Problem requirements: Omit all pictures. Copy the rest of the material exactly.
########
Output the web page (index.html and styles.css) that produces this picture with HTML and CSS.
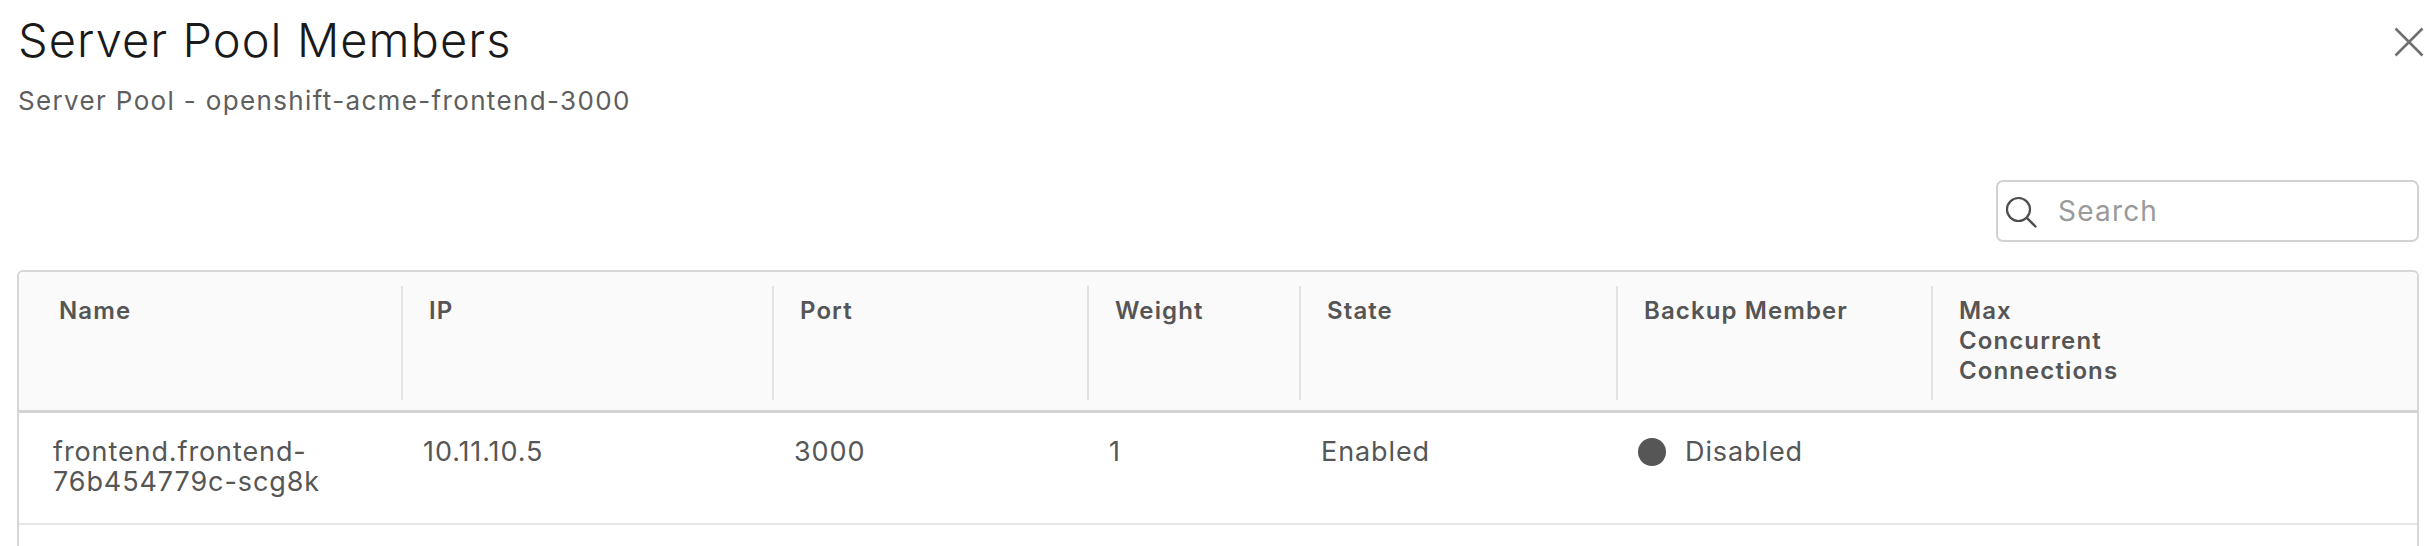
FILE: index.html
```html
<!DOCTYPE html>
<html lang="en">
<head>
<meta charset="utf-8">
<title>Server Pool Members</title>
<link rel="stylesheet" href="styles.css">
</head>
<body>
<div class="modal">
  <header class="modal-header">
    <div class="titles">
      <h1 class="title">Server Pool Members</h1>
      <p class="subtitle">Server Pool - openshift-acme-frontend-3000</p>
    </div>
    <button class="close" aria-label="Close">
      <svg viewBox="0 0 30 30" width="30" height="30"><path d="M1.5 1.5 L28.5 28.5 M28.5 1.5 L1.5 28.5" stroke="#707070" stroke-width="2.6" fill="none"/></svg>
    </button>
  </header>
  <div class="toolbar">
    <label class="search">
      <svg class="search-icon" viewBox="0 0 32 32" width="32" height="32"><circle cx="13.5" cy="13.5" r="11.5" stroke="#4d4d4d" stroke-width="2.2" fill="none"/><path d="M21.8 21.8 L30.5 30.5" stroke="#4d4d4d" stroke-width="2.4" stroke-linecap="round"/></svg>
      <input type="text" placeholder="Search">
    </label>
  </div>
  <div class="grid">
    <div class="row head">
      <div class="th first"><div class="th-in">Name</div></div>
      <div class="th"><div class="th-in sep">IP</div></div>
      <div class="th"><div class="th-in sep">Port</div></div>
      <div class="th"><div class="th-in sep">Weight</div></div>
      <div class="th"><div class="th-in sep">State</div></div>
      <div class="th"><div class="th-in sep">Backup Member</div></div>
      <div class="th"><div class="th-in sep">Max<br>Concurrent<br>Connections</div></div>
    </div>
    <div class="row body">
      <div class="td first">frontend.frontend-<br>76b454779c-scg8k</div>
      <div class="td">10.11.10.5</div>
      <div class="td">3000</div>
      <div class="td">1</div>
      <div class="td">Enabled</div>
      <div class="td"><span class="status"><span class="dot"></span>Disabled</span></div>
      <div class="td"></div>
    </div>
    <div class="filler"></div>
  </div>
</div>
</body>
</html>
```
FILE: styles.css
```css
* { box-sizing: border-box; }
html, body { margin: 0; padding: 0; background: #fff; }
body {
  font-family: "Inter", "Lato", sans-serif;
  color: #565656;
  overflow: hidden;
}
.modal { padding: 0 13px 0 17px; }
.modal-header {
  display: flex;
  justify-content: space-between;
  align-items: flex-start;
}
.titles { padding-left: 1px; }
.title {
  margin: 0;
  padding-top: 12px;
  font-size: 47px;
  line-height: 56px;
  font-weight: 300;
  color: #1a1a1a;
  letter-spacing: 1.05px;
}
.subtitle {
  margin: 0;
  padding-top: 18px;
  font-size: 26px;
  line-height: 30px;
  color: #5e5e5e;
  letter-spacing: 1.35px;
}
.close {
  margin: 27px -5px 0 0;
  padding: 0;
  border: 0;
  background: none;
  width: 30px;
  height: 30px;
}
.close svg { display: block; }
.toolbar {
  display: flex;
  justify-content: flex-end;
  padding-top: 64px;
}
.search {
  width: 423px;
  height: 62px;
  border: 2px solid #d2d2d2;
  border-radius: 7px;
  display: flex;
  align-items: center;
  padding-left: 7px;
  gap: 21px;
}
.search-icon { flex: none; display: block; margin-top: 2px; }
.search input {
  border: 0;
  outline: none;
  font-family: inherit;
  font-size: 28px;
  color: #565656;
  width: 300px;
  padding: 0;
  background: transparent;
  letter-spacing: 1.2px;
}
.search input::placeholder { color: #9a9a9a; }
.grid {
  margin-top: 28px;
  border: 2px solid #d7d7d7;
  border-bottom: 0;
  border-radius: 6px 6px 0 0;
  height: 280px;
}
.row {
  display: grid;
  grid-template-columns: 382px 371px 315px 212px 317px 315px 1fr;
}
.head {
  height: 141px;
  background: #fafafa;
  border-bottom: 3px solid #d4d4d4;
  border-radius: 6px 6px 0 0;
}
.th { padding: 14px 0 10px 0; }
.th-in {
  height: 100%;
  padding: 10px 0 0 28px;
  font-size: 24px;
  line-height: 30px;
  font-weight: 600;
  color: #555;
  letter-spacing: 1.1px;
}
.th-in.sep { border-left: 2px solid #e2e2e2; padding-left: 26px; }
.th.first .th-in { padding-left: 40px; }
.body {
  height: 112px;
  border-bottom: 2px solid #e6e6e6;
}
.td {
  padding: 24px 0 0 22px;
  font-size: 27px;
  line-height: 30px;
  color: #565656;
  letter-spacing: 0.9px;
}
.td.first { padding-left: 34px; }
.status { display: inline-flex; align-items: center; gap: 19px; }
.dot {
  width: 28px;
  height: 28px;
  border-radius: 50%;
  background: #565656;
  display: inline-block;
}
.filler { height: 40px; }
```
########
Answer to this task:
Output the web page (index.html and styles.css) that produces this picture with HTML and CSS.
FILE: index.html
```html
<!DOCTYPE html>
<html lang="en">
<head>
<meta charset="utf-8">
<title>Server Pool Members</title>
<link rel="stylesheet" href="styles.css">
</head>
<body>
<div class="modal">
  <header class="modal-header">
    <div class="titles">
      <h1 class="title">Server Pool Members</h1>
      <p class="subtitle">Server Pool - openshift-acme-frontend-3000</p>
    </div>
    <button class="close" aria-label="Close">
      <svg viewBox="0 0 30 30" width="30" height="30"><path d="M1.5 1.5 L28.5 28.5 M28.5 1.5 L1.5 28.5" stroke="#707070" stroke-width="2.6" fill="none"/></svg>
    </button>
  </header>
  <div class="toolbar">
    <label class="search">
      <svg class="search-icon" viewBox="0 0 32 32" width="32" height="32"><circle cx="13.5" cy="13.5" r="11.5" stroke="#4d4d4d" stroke-width="2.2" fill="none"/><path d="M21.8 21.8 L30.5 30.5" stroke="#4d4d4d" stroke-width="2.4" stroke-linecap="round"/></svg>
      <input type="text" placeholder="Search">
    </label>
  </div>
  <div class="grid">
    <div class="row head">
      <div class="th first"><div class="th-in">Name</div></div>
      <div class="th"><div class="th-in sep">IP</div></div>
      <div class="th"><div class="th-in sep">Port</div></div>
      <div class="th"><div class="th-in sep">Weight</div></div>
      <div class="th"><div class="th-in sep">State</div></div>
      <div class="th"><div class="th-in sep">Backup Member</div></div>
      <div class="th"><div class="th-in sep">Max<br>Concurrent<br>Connections</div></div>
    </div>
    <div class="row body">
      <div class="td first">frontend.frontend-<br>76b454779c-scg8k</div>
      <div class="td">10.11.10.5</div>
      <div class="td">3000</div>
      <div class="td">1</div>
      <div class="td">Enabled</div>
      <div class="td"><span class="status"><span class="dot"></span>Disabled</span></div>
      <div class="td"></div>
    </div>
    <div class="filler"></div>
  </div>
</div>
</body>
</html>
```
FILE: styles.css
```css
* { box-sizing: border-box; }
html, body { margin: 0; padding: 0; background: #fff; }
body {
  font-family: "Inter", "Lato", sans-serif;
  color: #565656;
  overflow: hidden;
}
.modal { padding: 0 13px 0 17px; }
.modal-header {
  display: flex;
  justify-content: space-between;
  align-items: flex-start;
}
.titles { padding-left: 1px; }
.title {
  margin: 0;
  padding-top: 12px;
  font-size: 47px;
  line-height: 56px;
  font-weight: 300;
  color: #1a1a1a;
  letter-spacing: 1.05px;
}
.subtitle {
  margin: 0;
  padding-top: 18px;
  font-size: 26px;
  line-height: 30px;
  color: #5e5e5e;
  letter-spacing: 1.35px;
}
.close {
  margin: 27px -5px 0 0;
  padding: 0;
  border: 0;
  background: none;
  width: 30px;
  height: 30px;
}
.close svg { display: block; }
.toolbar {
  display: flex;
  justify-content: flex-end;
  padding-top: 64px;
}
.search {
  width: 423px;
  height: 62px;
  border: 2px solid #d2d2d2;
  border-radius: 7px;
  display: flex;
  align-items: center;
  padding-left: 7px;
  gap: 21px;
}
.search-icon { flex: none; display: block; margin-top: 2px; }
.search input {
  border: 0;
  outline: none;
  font-family: inherit;
  font-size: 28px;
  color: #565656;
  width: 300px;
  padding: 0;
  background: transparent;
  letter-spacing: 1.2px;
}
.search input::placeholder { color: #9a9a9a; }
.grid {
  margin-top: 28px;
  border: 2px solid #d7d7d7;
  border-bottom: 0;
  border-radius: 6px 6px 0 0;
  height: 280px;
}
.row {
  display: grid;
  grid-template-columns: 382px 371px 315px 212px 317px 315px 1fr;
}
.head {
  height: 141px;
  background: #fafafa;
  border-bottom: 3px solid #d4d4d4;
  border-radius: 6px 6px 0 0;
}
.th { padding: 14px 0 10px 0; }
.th-in {
  height: 100%;
  padding: 10px 0 0 28px;
  font-size: 24px;
  line-height: 30px;
  font-weight: 600;
  color: #555;
  letter-spacing: 1.1px;
}
.th-in.sep { border-left: 2px solid #e2e2e2; padding-left: 26px; }
.th.first .th-in { padding-left: 40px; }
.body {
  height: 112px;
  border-bottom: 2px solid #e6e6e6;
}
.td {
  padding: 24px 0 0 22px;
  font-size: 27px;
  line-height: 30px;
  color: #565656;
  letter-spacing: 0.9px;
}
.td.first { padding-left: 34px; }
.status { display: inline-flex; align-items: center; gap: 19px; }
.dot {
  width: 28px;
  height: 28px;
  border-radius: 50%;
  background: #565656;
  display: inline-block;
}
.filler { height: 40px; }
```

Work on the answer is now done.